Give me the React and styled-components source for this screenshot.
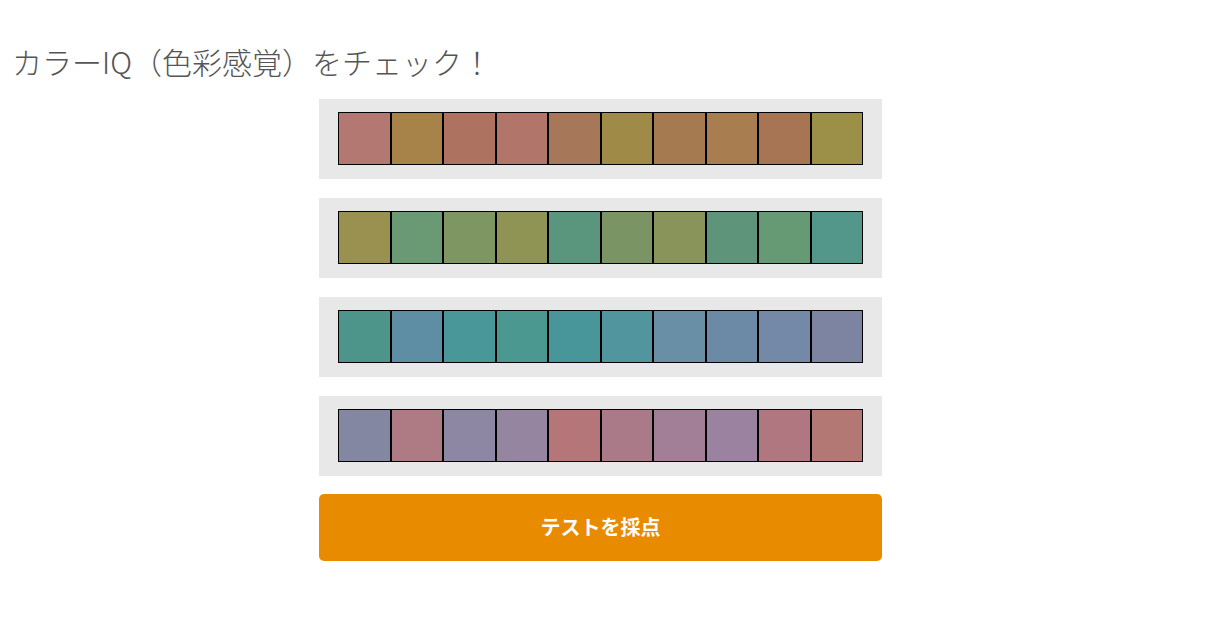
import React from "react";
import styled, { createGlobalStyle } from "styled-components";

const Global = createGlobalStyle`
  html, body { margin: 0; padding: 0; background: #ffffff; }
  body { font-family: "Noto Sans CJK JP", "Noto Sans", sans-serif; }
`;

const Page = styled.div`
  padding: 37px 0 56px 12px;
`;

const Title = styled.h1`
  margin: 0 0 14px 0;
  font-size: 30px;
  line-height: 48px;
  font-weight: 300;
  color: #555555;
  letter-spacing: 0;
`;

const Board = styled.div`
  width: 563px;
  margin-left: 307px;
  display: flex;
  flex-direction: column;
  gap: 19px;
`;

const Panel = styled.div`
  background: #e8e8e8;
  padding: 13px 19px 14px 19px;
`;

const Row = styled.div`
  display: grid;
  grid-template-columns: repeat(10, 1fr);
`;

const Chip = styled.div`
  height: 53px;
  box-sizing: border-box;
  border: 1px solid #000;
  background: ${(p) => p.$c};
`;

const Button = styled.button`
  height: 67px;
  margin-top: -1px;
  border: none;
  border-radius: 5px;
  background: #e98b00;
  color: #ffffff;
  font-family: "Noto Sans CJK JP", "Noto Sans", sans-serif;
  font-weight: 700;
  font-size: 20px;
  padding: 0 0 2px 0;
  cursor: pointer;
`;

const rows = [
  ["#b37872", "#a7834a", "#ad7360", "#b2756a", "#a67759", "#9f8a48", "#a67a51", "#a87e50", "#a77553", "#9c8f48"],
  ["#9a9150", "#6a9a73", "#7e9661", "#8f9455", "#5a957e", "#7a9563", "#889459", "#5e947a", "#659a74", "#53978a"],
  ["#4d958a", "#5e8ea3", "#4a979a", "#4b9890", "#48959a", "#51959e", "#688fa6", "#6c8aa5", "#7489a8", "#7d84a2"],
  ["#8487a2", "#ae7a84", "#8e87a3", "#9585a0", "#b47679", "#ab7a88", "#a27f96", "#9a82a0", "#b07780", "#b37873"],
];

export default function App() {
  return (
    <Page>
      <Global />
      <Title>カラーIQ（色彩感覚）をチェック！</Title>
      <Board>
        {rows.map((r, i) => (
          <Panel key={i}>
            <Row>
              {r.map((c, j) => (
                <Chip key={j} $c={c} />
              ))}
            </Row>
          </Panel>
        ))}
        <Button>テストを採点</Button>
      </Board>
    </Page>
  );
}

§ §

EXERCISE DIRECTIONS :: Working from the material above, transcribe it exactly while omitting pictures.

RESULT OF THE TASK ::
Give me the React and styled-components source for this screenshot.
import React from "react";
import styled, { createGlobalStyle } from "styled-components";

const Global = createGlobalStyle`
  html, body { margin: 0; padding: 0; background: #ffffff; }
  body { font-family: "Noto Sans CJK JP", "Noto Sans", sans-serif; }
`;

const Page = styled.div`
  padding: 37px 0 56px 12px;
`;

const Title = styled.h1`
  margin: 0 0 14px 0;
  font-size: 30px;
  line-height: 48px;
  font-weight: 300;
  color: #555555;
  letter-spacing: 0;
`;

const Board = styled.div`
  width: 563px;
  margin-left: 307px;
  display: flex;
  flex-direction: column;
  gap: 19px;
`;

const Panel = styled.div`
  background: #e8e8e8;
  padding: 13px 19px 14px 19px;
`;

const Row = styled.div`
  display: grid;
  grid-template-columns: repeat(10, 1fr);
`;

const Chip = styled.div`
  height: 53px;
  box-sizing: border-box;
  border: 1px solid #000;
  background: ${(p) => p.$c};
`;

const Button = styled.button`
  height: 67px;
  margin-top: -1px;
  border: none;
  border-radius: 5px;
  background: #e98b00;
  color: #ffffff;
  font-family: "Noto Sans CJK JP", "Noto Sans", sans-serif;
  font-weight: 700;
  font-size: 20px;
  padding: 0 0 2px 0;
  cursor: pointer;
`;

const rows = [
  ["#b37872", "#a7834a", "#ad7360", "#b2756a", "#a67759", "#9f8a48", "#a67a51", "#a87e50", "#a77553", "#9c8f48"],
  ["#9a9150", "#6a9a73", "#7e9661", "#8f9455", "#5a957e", "#7a9563", "#889459", "#5e947a", "#659a74", "#53978a"],
  ["#4d958a", "#5e8ea3", "#4a979a", "#4b9890", "#48959a", "#51959e", "#688fa6", "#6c8aa5", "#7489a8", "#7d84a2"],
  ["#8487a2", "#ae7a84", "#8e87a3", "#9585a0", "#b47679", "#ab7a88", "#a27f96", "#9a82a0", "#b07780", "#b37873"],
];

export default function App() {
  return (
    <Page>
      <Global />
      <Title>カラーIQ（色彩感覚）をチェック！</Title>
      <Board>
        {rows.map((r, i) => (
          <Panel key={i}>
            <Row>
              {r.map((c, j) => (
                <Chip key={j} $c={c} />
              ))}
            </Row>
          </Panel>
        ))}
        <Button>テストを採点</Button>
      </Board>
    </Page>
  );
}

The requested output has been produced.